- The idea of carbon credits is supposed to reduce global carbon emissions.Mike Kemp Images/Photodisc/Getty Images
When carbon credits were first introduced, many people saw them as a win-win situation. Under the carbon credit system, personal accountability was taken out of the carbon footprint equation. Instead of businesses working to reduce their own carbon emissions, they could pay another business to reduce their emissions. But the world is learning that the carbon credit schemes may not be such a positive idea, leading only to complex and dubious credit-trading schemes that have little positive impact on reducing global carbon emissions. - The ability to trade carbon credits isn't conducive to coming up with long-term solutions to reducing carbon emissions. Any actions taken now to reduce emissions may take a long time to have a noticeable effect. Current solutions will impact emissions 10, 20 or 50 years into the future. This means that if a business trades money to gain more carbon credits, that business will be able to maintain or even increase its level of carbon emissions, while the anticipated reduction that is supposed to offset its emissions may be years in coming.

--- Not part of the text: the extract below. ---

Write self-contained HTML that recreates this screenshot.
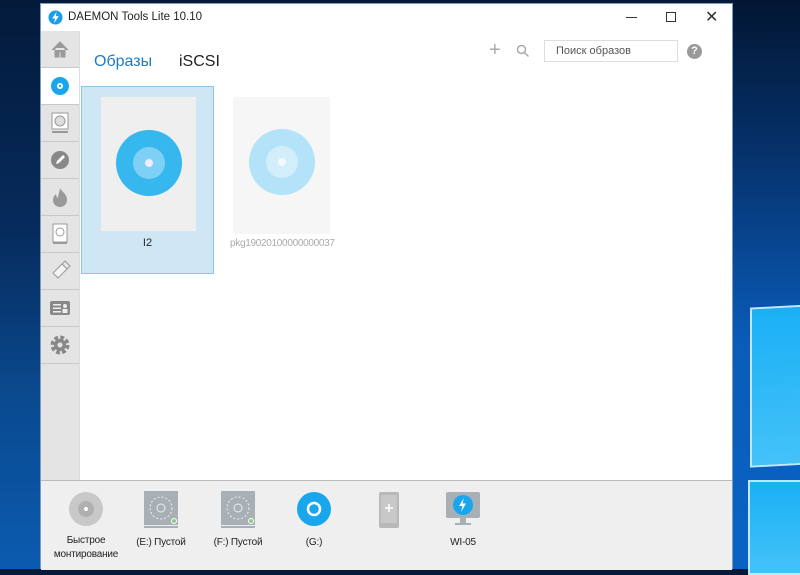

Under this scheme, far from reducing carbon emissions, the system of carbon credits can lead to an overall increase in carbon emissions, speeding rather than slowing global warming and depleting fossil fuel reserves further. - The market for trading carbon credits is also a volatile one. The European Union's carbon-trading scheme issued so many permits between 2005 and 2007 that the market was flooded, with the result that carbon prices bottomed out. This removed the incentive for companies to trade their credits.
- The fast-growing carbon-trading market has been mostly unregulated in its history, as of 2010. Some offset firms in the United States and elsewhere have been caught selling carbon credits for normal operations that do not actually take any additional C02 out of the atmosphere, such as pumping C02 into oil wells to force out the remaining crude oil.
Standards must be developed to regulate the market and verify that offsetting projects go beyond normal operations and have a real environmental value. Regulations must also be set to define terms such as "carbon-neutral" and determine who can use offsets.